WORK INSTRUCTIONS: Write out the listing below without alteration, omitting its pictures.

-- start of MATERIAL --

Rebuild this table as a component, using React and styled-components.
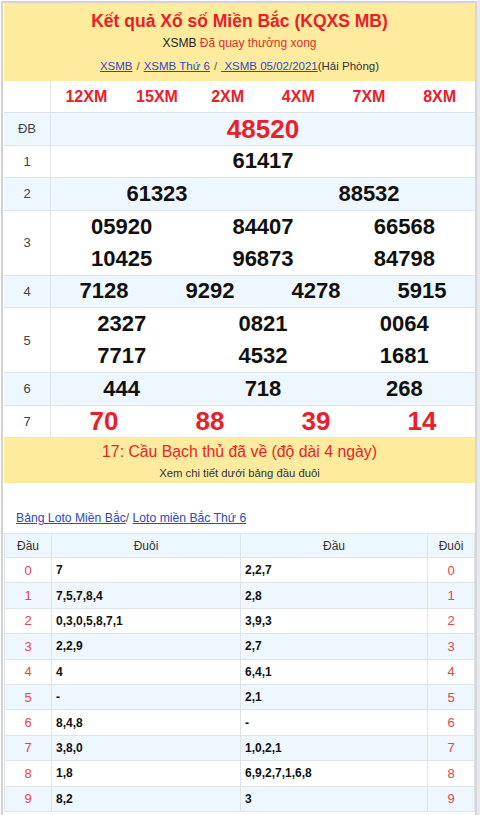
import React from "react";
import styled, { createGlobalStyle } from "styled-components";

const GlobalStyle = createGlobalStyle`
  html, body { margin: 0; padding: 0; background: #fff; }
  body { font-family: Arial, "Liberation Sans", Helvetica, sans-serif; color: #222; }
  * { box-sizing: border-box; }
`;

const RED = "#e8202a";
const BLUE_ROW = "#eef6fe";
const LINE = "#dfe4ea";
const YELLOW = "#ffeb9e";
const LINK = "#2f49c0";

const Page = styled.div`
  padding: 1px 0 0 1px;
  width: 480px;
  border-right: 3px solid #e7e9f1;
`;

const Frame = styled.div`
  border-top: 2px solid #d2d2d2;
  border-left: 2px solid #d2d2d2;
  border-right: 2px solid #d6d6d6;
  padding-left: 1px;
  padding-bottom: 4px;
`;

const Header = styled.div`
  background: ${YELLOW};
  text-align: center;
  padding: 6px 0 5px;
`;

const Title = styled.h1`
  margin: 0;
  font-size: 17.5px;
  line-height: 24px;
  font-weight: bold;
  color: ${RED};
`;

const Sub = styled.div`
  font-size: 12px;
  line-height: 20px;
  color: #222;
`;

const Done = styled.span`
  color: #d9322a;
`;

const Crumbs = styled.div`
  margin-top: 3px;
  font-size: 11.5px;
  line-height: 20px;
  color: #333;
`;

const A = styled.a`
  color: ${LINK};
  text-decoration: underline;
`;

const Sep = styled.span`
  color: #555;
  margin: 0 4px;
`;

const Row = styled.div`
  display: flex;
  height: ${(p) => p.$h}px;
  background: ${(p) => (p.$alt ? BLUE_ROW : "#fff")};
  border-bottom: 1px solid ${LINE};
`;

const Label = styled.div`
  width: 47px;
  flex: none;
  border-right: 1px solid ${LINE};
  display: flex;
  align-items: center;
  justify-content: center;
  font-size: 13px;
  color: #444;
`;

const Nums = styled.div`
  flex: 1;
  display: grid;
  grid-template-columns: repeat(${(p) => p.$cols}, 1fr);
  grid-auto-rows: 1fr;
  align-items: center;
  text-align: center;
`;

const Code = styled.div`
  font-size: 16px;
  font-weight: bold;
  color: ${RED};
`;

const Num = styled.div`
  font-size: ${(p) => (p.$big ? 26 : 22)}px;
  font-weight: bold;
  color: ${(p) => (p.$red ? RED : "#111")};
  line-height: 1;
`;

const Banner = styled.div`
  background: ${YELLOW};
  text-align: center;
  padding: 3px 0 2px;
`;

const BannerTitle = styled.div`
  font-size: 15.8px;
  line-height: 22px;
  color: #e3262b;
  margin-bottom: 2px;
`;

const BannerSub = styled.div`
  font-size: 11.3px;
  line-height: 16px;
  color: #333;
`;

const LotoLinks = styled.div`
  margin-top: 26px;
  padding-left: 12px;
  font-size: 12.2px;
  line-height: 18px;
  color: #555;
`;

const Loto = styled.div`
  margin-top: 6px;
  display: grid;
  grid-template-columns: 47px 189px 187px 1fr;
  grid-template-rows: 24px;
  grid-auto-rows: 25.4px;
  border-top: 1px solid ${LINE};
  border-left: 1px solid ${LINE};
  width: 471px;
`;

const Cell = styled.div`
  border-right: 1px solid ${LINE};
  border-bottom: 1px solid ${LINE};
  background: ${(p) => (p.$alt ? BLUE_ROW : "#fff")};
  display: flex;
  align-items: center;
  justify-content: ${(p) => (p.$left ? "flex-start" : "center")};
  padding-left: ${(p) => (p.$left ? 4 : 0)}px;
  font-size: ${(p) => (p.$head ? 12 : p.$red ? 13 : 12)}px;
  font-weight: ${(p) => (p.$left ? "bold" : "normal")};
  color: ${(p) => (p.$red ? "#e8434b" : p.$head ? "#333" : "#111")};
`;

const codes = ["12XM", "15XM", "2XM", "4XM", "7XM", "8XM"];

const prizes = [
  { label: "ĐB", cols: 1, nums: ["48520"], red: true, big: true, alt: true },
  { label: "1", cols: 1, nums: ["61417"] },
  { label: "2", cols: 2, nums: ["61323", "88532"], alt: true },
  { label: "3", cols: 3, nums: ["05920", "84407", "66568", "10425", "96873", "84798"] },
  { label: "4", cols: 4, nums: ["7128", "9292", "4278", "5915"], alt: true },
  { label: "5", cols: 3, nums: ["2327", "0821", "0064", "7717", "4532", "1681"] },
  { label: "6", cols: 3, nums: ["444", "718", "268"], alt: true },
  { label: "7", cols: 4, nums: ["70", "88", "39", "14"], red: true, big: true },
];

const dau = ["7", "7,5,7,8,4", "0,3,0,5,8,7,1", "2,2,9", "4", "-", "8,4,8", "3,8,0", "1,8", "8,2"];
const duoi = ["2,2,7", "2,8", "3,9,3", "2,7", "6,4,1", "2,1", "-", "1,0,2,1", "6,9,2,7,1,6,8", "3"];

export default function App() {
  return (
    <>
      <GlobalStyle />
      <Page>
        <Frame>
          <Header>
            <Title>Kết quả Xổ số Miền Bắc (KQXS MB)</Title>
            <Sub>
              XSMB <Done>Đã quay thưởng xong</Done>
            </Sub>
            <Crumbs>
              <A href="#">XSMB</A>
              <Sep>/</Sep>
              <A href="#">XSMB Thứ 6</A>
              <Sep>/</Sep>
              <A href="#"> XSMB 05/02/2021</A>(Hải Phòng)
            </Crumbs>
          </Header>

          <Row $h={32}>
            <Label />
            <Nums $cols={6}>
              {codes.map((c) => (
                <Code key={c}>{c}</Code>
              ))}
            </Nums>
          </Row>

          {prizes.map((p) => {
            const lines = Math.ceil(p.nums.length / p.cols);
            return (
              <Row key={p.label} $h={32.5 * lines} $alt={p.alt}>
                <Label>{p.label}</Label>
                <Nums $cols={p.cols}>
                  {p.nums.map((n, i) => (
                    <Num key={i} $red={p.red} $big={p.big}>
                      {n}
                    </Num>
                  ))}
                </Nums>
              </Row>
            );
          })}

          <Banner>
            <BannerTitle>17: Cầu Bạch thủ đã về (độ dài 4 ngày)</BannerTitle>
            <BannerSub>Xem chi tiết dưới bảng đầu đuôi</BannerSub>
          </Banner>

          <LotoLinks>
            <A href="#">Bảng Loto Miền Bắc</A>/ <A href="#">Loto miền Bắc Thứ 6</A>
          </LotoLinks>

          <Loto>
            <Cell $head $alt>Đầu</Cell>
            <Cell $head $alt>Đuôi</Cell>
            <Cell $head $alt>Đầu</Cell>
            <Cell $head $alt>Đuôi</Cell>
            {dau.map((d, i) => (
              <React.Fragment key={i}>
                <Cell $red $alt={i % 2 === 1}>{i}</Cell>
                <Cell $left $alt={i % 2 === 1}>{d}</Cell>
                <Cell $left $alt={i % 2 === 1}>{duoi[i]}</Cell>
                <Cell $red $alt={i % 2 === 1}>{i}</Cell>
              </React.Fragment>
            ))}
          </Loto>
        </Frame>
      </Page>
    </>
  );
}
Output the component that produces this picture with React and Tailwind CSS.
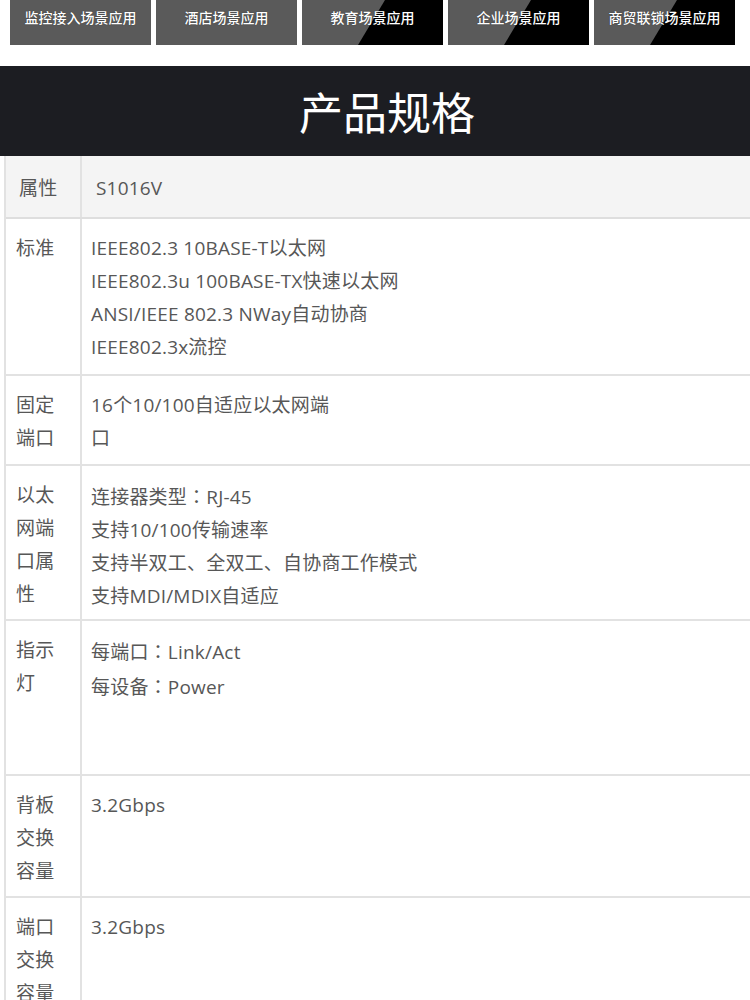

-- end of MATERIAL --

OUTPUT FOR THIS TASK:
Rebuild this table as a component, using React and styled-components.
import React from "react";
import styled, { createGlobalStyle } from "styled-components";

const GlobalStyle = createGlobalStyle`
  html, body { margin: 0; padding: 0; background: #fff; }
  body { font-family: Arial, "Liberation Sans", Helvetica, sans-serif; color: #222; }
  * { box-sizing: border-box; }
`;

const RED = "#e8202a";
const BLUE_ROW = "#eef6fe";
const LINE = "#dfe4ea";
const YELLOW = "#ffeb9e";
const LINK = "#2f49c0";

const Page = styled.div`
  padding: 1px 0 0 1px;
  width: 480px;
  border-right: 3px solid #e7e9f1;
`;

const Frame = styled.div`
  border-top: 2px solid #d2d2d2;
  border-left: 2px solid #d2d2d2;
  border-right: 2px solid #d6d6d6;
  padding-left: 1px;
  padding-bottom: 4px;
`;

const Header = styled.div`
  background: ${YELLOW};
  text-align: center;
  padding: 6px 0 5px;
`;

const Title = styled.h1`
  margin: 0;
  font-size: 17.5px;
  line-height: 24px;
  font-weight: bold;
  color: ${RED};
`;

const Sub = styled.div`
  font-size: 12px;
  line-height: 20px;
  color: #222;
`;

const Done = styled.span`
  color: #d9322a;
`;

const Crumbs = styled.div`
  margin-top: 3px;
  font-size: 11.5px;
  line-height: 20px;
  color: #333;
`;

const A = styled.a`
  color: ${LINK};
  text-decoration: underline;
`;

const Sep = styled.span`
  color: #555;
  margin: 0 4px;
`;

const Row = styled.div`
  display: flex;
  height: ${(p) => p.$h}px;
  background: ${(p) => (p.$alt ? BLUE_ROW : "#fff")};
  border-bottom: 1px solid ${LINE};
`;

const Label = styled.div`
  width: 47px;
  flex: none;
  border-right: 1px solid ${LINE};
  display: flex;
  align-items: center;
  justify-content: center;
  font-size: 13px;
  color: #444;
`;

const Nums = styled.div`
  flex: 1;
  display: grid;
  grid-template-columns: repeat(${(p) => p.$cols}, 1fr);
  grid-auto-rows: 1fr;
  align-items: center;
  text-align: center;
`;

const Code = styled.div`
  font-size: 16px;
  font-weight: bold;
  color: ${RED};
`;

const Num = styled.div`
  font-size: ${(p) => (p.$big ? 26 : 22)}px;
  font-weight: bold;
  color: ${(p) => (p.$red ? RED : "#111")};
  line-height: 1;
`;

const Banner = styled.div`
  background: ${YELLOW};
  text-align: center;
  padding: 3px 0 2px;
`;

const BannerTitle = styled.div`
  font-size: 15.8px;
  line-height: 22px;
  color: #e3262b;
  margin-bottom: 2px;
`;

const BannerSub = styled.div`
  font-size: 11.3px;
  line-height: 16px;
  color: #333;
`;

const LotoLinks = styled.div`
  margin-top: 26px;
  padding-left: 12px;
  font-size: 12.2px;
  line-height: 18px;
  color: #555;
`;

const Loto = styled.div`
  margin-top: 6px;
  display: grid;
  grid-template-columns: 47px 189px 187px 1fr;
  grid-template-rows: 24px;
  grid-auto-rows: 25.4px;
  border-top: 1px solid ${LINE};
  border-left: 1px solid ${LINE};
  width: 471px;
`;

const Cell = styled.div`
  border-right: 1px solid ${LINE};
  border-bottom: 1px solid ${LINE};
  background: ${(p) => (p.$alt ? BLUE_ROW : "#fff")};
  display: flex;
  align-items: center;
  justify-content: ${(p) => (p.$left ? "flex-start" : "center")};
  padding-left: ${(p) => (p.$left ? 4 : 0)}px;
  font-size: ${(p) => (p.$head ? 12 : p.$red ? 13 : 12)}px;
  font-weight: ${(p) => (p.$left ? "bold" : "normal")};
  color: ${(p) => (p.$red ? "#e8434b" : p.$head ? "#333" : "#111")};
`;

const codes = ["12XM", "15XM", "2XM", "4XM", "7XM", "8XM"];

const prizes = [
  { label: "ĐB", cols: 1, nums: ["48520"], red: true, big: true, alt: true },
  { label: "1", cols: 1, nums: ["61417"] },
  { label: "2", cols: 2, nums: ["61323", "88532"], alt: true },
  { label: "3", cols: 3, nums: ["05920", "84407", "66568", "10425", "96873", "84798"] },
  { label: "4", cols: 4, nums: ["7128", "9292", "4278", "5915"], alt: true },
  { label: "5", cols: 3, nums: ["2327", "0821", "0064", "7717", "4532", "1681"] },
  { label: "6", cols: 3, nums: ["444", "718", "268"], alt: true },
  { label: "7", cols: 4, nums: ["70", "88", "39", "14"], red: true, big: true },
];

const dau = ["7", "7,5,7,8,4", "0,3,0,5,8,7,1", "2,2,9", "4", "-", "8,4,8", "3,8,0", "1,8", "8,2"];
const duoi = ["2,2,7", "2,8", "3,9,3", "2,7", "6,4,1", "2,1", "-", "1,0,2,1", "6,9,2,7,1,6,8", "3"];

export default function App() {
  return (
    <>
      <GlobalStyle />
      <Page>
        <Frame>
          <Header>
            <Title>Kết quả Xổ số Miền Bắc (KQXS MB)</Title>
            <Sub>
              XSMB <Done>Đã quay thưởng xong</Done>
            </Sub>
            <Crumbs>
              <A href="#">XSMB</A>
              <Sep>/</Sep>
              <A href="#">XSMB Thứ 6</A>
              <Sep>/</Sep>
              <A href="#"> XSMB 05/02/2021</A>(Hải Phòng)
            </Crumbs>
          </Header>

          <Row $h={32}>
            <Label />
            <Nums $cols={6}>
              {codes.map((c) => (
                <Code key={c}>{c}</Code>
              ))}
            </Nums>
          </Row>

          {prizes.map((p) => {
            const lines = Math.ceil(p.nums.length / p.cols);
            return (
              <Row key={p.label} $h={32.5 * lines} $alt={p.alt}>
                <Label>{p.label}</Label>
                <Nums $cols={p.cols}>
                  {p.nums.map((n, i) => (
                    <Num key={i} $red={p.red} $big={p.big}>
                      {n}
                    </Num>
                  ))}
                </Nums>
              </Row>
            );
          })}

          <Banner>
            <BannerTitle>17: Cầu Bạch thủ đã về (độ dài 4 ngày)</BannerTitle>
            <BannerSub>Xem chi tiết dưới bảng đầu đuôi</BannerSub>
          </Banner>

          <LotoLinks>
            <A href="#">Bảng Loto Miền Bắc</A>/ <A href="#">Loto miền Bắc Thứ 6</A>
          </LotoLinks>

          <Loto>
            <Cell $head $alt>Đầu</Cell>
            <Cell $head $alt>Đuôi</Cell>
            <Cell $head $alt>Đầu</Cell>
            <Cell $head $alt>Đuôi</Cell>
            {dau.map((d, i) => (
              <React.Fragment key={i}>
                <Cell $red $alt={i % 2 === 1}>{i}</Cell>
                <Cell $left $alt={i % 2 === 1}>{d}</Cell>
                <Cell $left $alt={i % 2 === 1}>{duoi[i]}</Cell>
                <Cell $red $alt={i % 2 === 1}>{i}</Cell>
              </React.Fragment>
            ))}
          </Loto>
        </Frame>
      </Page>
    </>
  );
}
Output the component that produces this picture with React and Tailwind CSS.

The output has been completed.